Katya Celeste Echazarreta Gonzalez
Katya Celest Echazarreta Gonzalez is the first Mexican-born woman in space after taking part in Space for Humanity's Citizen Astronaut Program, which launched on June 4, 2022. Echazarreta earned her bachelor's degree in electrical engineering from UCLA in 2019 and then went on to intern at NASA during her university undergraduate career. Later on, she served as a test lead for the Europa Clipper Ground Support Equipment group.
During her undergraduate career, Echazarreta was a research intern at Rutgers University in 2016 for their Research in Science and Engineering (RiSE) program. She was also a research assistant at UCLA for the Henry Samueli School of Engineering and Applied Science, where she experimented with various materials to serve as both the PCB and body of the robot while maintaining electrically isolated portions.
Echazarreta also began her television career as "Electric Kat" on a segment of Mission Unstoppable with Miranda Cosgrove, now in its fourth season. In addition, she’s a co-host of Netflix's YouTube series, Netflix IRL, which pits several singles seeking love to navigate its ups and downs through real and online connections, where they have to choose between virtual romance or the old-fashioned world of offline dating.
Ursula Burns
Ursula Burns is widely known for her tenure as the former CEO of Xerox, the first African-American to head a Fortune 500 company. After earning her bachelor's degree in mechanical engineering at the New York University Tandon School of Engineering in 1981, Burns interned at Xerox and officially became part of the company a year later.
By May of 2000, Burns was promoted to senior vice president of corporate strategic services and began working closely with soon-to-be CEO Anne Mulcahy in what both women have described as a true partnership. Two years later, Burns became president of business group operations.
Burns would eventually step down as CEO of Xerox in 2016 and go on to serve on the board of directors of multiple companies, including American Express, ExxonMobil, and Uber. She was the chairperson and CEO of VEON from late 2018 to early 2020 and was the Non-Executive Chairwoman of Teneo. Sadly, Burns passed away in 2019, but her legacy lives on through her memoir Where You Are Is Not Who You Are.
Anouk Wipprecht
Anouk Wipprecht is a Dutch fashion designer who integrates AI, sensors, and microcontrollers into exotic interactive clothing. She has produced a number of tech-enhanced designs that merge fashion and technology in an unusual way, creating technological couture with systems around the body that tend toward artificial intelligence. Projected as “host” systems on the human body, her designs move, breathe, and react to the environment around them.
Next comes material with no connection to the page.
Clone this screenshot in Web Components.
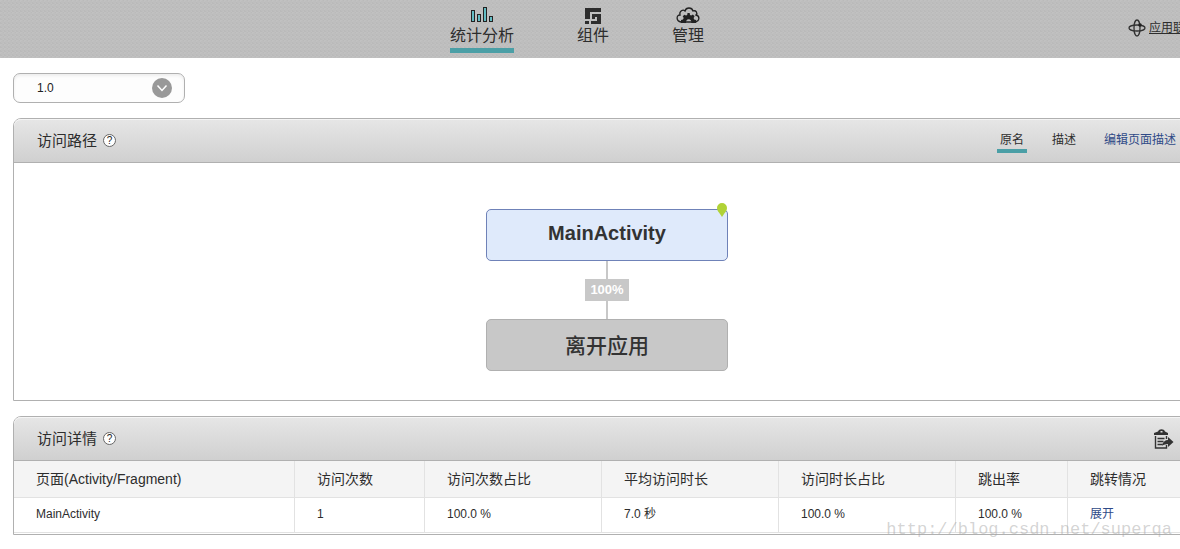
<!DOCTYPE html>
<html lang="zh-CN">
<head>
<meta charset="utf-8">
<title>统计分析</title>
<style>
html { overflow-x: hidden; }
body { margin: 0; overflow-x: hidden; background: #fff; color: #2d2d2d; font-family: "Liberation Sans", "Noto Sans CJK SC", sans-serif; font-size: 12px; }
</style>
</head>
<body>
<analytics-page></analytics-page>
<script>
const define = (name, html) => {
  const template = document.createElement('template');
  template.innerHTML = html;
  customElements.define(name, class extends HTMLElement {
    constructor() {
      super();
      this.attachShadow({ mode: 'open' }).append(template.content.cloneNode(true));
    }
  });
};

define('nav-item', `
<style>
:host { display: block; }
a { display: flex; flex-direction: column; align-items: center; padding-top: 6px; color: #2d2d2d; text-decoration: none; font-size: 16px; line-height: 24px; }
.icon { display: flex; height: 18px; }
.bar { align-self: stretch; height: 5px; }
:host([active]) .bar { background: #4b9fa6; }
</style>
<a href="#"><span class="icon"><slot name="icon"></slot></span><slot></slot><span class="bar"></span></a>`);

define('app-header', `
<style>
:host { display: flex; height: 58px; padding-left: 26px; background-color: #bebebe;
  background-image: linear-gradient(45deg, #bababa 25%, transparent 25%, transparent 75%, #bababa 75%), linear-gradient(-45deg, #c1c1c1 25%, transparent 25%, transparent 75%, #c1c1c1 75%);
  background-size: 4px 4px; }
nav { flex: 1; display: flex; justify-content: center; gap: 63px; }
.more { flex: none; display: flex; align-items: center; gap: 3px; width: 52px; height: 56px; overflow: hidden; color: #2d2d2d; white-space: nowrap; line-height: 16px; }
svg { display: block; flex: none; }
</style>
<nav>
  <nav-item active>
    <svg slot="icon" width="24" height="18" fill="#63bcc3" stroke="#222" stroke-width="1"><rect x="1.5" y="4.5" width="3" height="11"/><rect x="7.5" y="8.5" width="3" height="7"/><rect x="13.5" y="1.5" width="3" height="14"/><rect x="19.5" y="10.5" width="3" height="5"/></svg>统计分析
  </nav-item>
  <nav-item>
    <svg slot="icon" width="16" height="18" fill="#2d2d2d"><path d="M0 2h16v4H5v7H0zM7 8h9v10H6v-3h6v-4h-2v2H7zM0 15h4v3H0z"/></svg>组件
  </nav-item>
  <nav-item>
    <svg slot="icon" width="24" height="18" fill="none" stroke="#222" stroke-width="1.3"><path d="M5 16C0 15 0 9 4 9 3 5 7 3 9 5c1-4 7-4 8 0 3-1 5 2 3 4 4 1 4 6-1 7z"/><path fill="#222" stroke="none" d="M5 17v-3l2-.5.7-1.6-1-1.600 1.800-1.600L10 9.500l1.200-.5.3-2h2.200l.3 2 1.200.5 1.700-.9 1.700 1.700-1 1.600.6 1.600 2 .5v3h-5a2.700 2.700 0 1 0-5 0z"/></svg>管理
  </nav-item>
</nav>
<a class="more" href="#"><svg width="18" height="18" fill="none" stroke="#333" stroke-width="1.3"><ellipse cx="9" cy="9" rx="8" ry="3"/><ellipse cx="9" cy="9" rx="3" ry="8"/><circle cx="12" cy="6" r="1.8" fill="#222" stroke="none"/></svg><span>应用联</span></a>`);

define('version-select', `
<style>
:host { position: relative; display: block; width: 172px; height: 30px; }
select { appearance: none; box-sizing: border-box; width: 100%; height: 100%; margin: 0; padding: 0 36px 0 23px; border: 1px solid #b0b0b0; border-radius: 7px; background: #fdfdfd; box-shadow: inset 0 2px 3px #eee; color: #222; font: 12px "Liberation Sans", sans-serif; }
svg { position: absolute; top: 5px; right: 13px; pointer-events: none; }
</style>
<select aria-label="版本"><option>1.0</option></select>
<svg width="20" height="20"><circle cx="10" cy="10" r="10" fill="#999"/><path d="M5.500 7.500 10 12.500l4.500-5" fill="none" stroke="#fff" stroke-width="1.500"/></svg>`);

define('data-panel', `
<style>
:host { display: block; border: 1px solid #b0b0b0; border-radius: 8px 8px 0 0; background: #fff; }
header { box-sizing: border-box; display: flex; align-items: center; height: 44px; padding: 0 21px 0 23px; border-bottom: 1px solid #b0b0b0; border-radius: 7px 7px 0 0; background: linear-gradient(#e6e6e6, #d0d0d0); box-shadow: inset 0 1px #f5f5f5; }
h2 { margin: 0; font-size: 15px; line-height: 22px; font-weight: 400; }
button { box-sizing: border-box; width: 13px; height: 13px; margin-left: 6px; padding: 0; border: 1px solid #666; border-radius: 50%; background: #fff; color: #222; font: 10px/11px "Liberation Sans", sans-serif; text-align: center; }
.tools { margin-left: auto; }
</style>
<header><h2><slot name="title"></slot></h2><button type="button">?</button><div class="tools"><slot name="tools"></slot></div></header>
<slot></slot>`);

define('name-tabs', `
<style>
:host { display: flex; gap: 22px; padding-top: 2px; line-height: 18px; }
a { padding: 0 3px; border-bottom: 4px solid transparent; color: #2d2d2d; text-decoration: none; }
.active { border-color: #4b9fa6; }
.edit { color: #2f4a87; }
</style>
<a class="active" href="#">原名</a><a href="#">描述</a><a class="edit" href="#">编辑页面描述</a>`);

define('path-node', `
<style>
:host { position: relative; box-sizing: border-box; display: flex; align-items: center; justify-content: center; width: 242px; height: 52px; padding-bottom: 3px; border: 1px solid #b0b0b0; border-radius: 5px; background: #c8c8c8; font-size: 21px; font-weight: 500; color: #333; }
:host([current]) { border-color: #6f82b8; background: #dfeafb; font-size: 20px; font-weight: 700; }
svg { display: none; position: absolute; top: -7px; right: 0; }
:host([current]) svg { display: block; }
</style>
<slot></slot><svg width="10" height="14" fill="#b0d236"><path d="M5 0a5 5 0 0 1 5 5c0 3-2 4-3 6l-2 3-2-3C2 9 0 8 0 5a5 5 0 0 1 5-5z"/></svg>`);

define('path-link', `
<style>
:host { display: flex; flex-direction: column; align-items: center; height: 58px; }
i { flex: 1; width: 2px; background: #c8c8c8; }
span { padding: 0 5px; background: #c8c8c8; color: #fff; font-size: 13px; font-weight: 700; line-height: 22px; }
</style>
<i></i><span><slot></slot></span><i></i>`);

define('path-flow', `
<style>:host { display: flex; flex-direction: column; align-items: center; padding: 46px 0 29px; }</style>
<path-node current>MainActivity</path-node><path-link>100%</path-link><path-node>离开应用</path-node>`);

define('visit-table', `
<style>
:host { display: block; padding-bottom: 1px; }
table { width: 100%; border-collapse: separate; border-spacing: 0; table-layout: fixed; }
th, td { box-sizing: border-box; padding: 0 0 2px 22px; border-right: 1px solid #e2e2e2; border-bottom: 1px solid #e2e2e2; text-align: left; white-space: nowrap; }
th { height: 37px; background: #f4f4f4; font-size: 14px; font-weight: 400; }
td { height: 35px; font-size: 12px; line-height: 18px; }
th:last-child, td:last-child { border-right: 0; }
.page { width: 281px; } .count { width: 130px; } .wide { width: 177px; } .rate { width: 112px; }
a { color: #2f4a87; text-decoration: none; }
</style>
<table>
<thead><tr><th class="page">页面(Activity/Fragment)</th><th class="count">访问次数</th><th class="wide">访问次数占比</th><th class="wide">平均访问时长</th><th class="wide">访问时长占比</th><th class="rate">跳出率</th><th>跳转情况</th></tr></thead>
<tbody><tr><td>MainActivity</td><td>1</td><td>100.0 %</td><td>7.0 秒</td><td>100.0 %</td><td>100.0 %</td><td><a href="#">展开</a></td></tr></tbody>
</table>`);

define('export-button', `
<style>
:host { display: block; }
button { display: block; margin: 0 5px 0 0; padding: 0; border: 0; background: none; }
svg { display: block; }
</style>
<button type="button" aria-label="导出"><svg width="20" height="20" fill="#333"><path fill-rule="evenodd" d="M0 6V4l4-1.500C5-.5 10-.5 11 2.500L14 4v2zM6.500 2h2v1.500h-2z"/><path d="M1.500 7v12h11v-3M12.500 7v3M3.500 9.500h7M3.500 12.500h6M3.500 15.500h5" fill="none" stroke="#333" stroke-width="1.400"/><path d="M8 16c1-3 3-5 6-5V8l5.500 5-5.500 5v-3c-2 0-4 .5-6 1.500z"/></svg></button>`);

define('analytics-page', `
<style>
:host { position: relative; display: block; overflow-x: clip; }
main { display: flex; flex-direction: column; gap: 15px; padding: 15px 0 15px 13px; margin-right: -21px; }
.watermark { position: absolute; right: 8px; bottom: 10px; margin: 0; color: rgba(160, 160, 160, .45); font: 17px/20px "Liberation Mono", monospace; pointer-events: none; }
</style>
<app-header></app-header>
<main>
  <version-select></version-select>
  <data-panel><span slot="title">访问路径</span><name-tabs slot="tools"></name-tabs><path-flow></path-flow></data-panel>
  <data-panel><span slot="title">访问详情</span><export-button slot="tools"></export-button><visit-table></visit-table></data-panel>
</main>
<p class="watermark">http://blog.csdn.net/superqa</p>`);
</script>
</body>
</html>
Wipprecht’s spider dress is a great example of her engineering and fashion skills, which she explains incorporates sensors and movable arms on a dress that help to create a more defined boundary of personal space while employing a fierce style: “This robotic dress attacks when you come too close.”
Joan Horvath
Joan Horvath is an innovative aeronautical engineer known for her work with 3D printers to teach math to those who learn differently. Horvath stated that she’s a “recovering rocket scientist” who spent 16 years at Caltech's Jet Propulsion Laboratory working on the Magellan and TOPEX/Poseidon flight projects.
After working for NASA, Horvath became CEO of the now-defunct Takeoff Technologies, a robotics company that eventually went under. She went on to co-found Nonscriptum LLC, which focuses on teaching educators and scientists how to use maker tech. Horvath has also co-authored seven books for Apress, four more with MAKE, and numerous courses for LinkedIn Learning. All are focused on teaching math and science.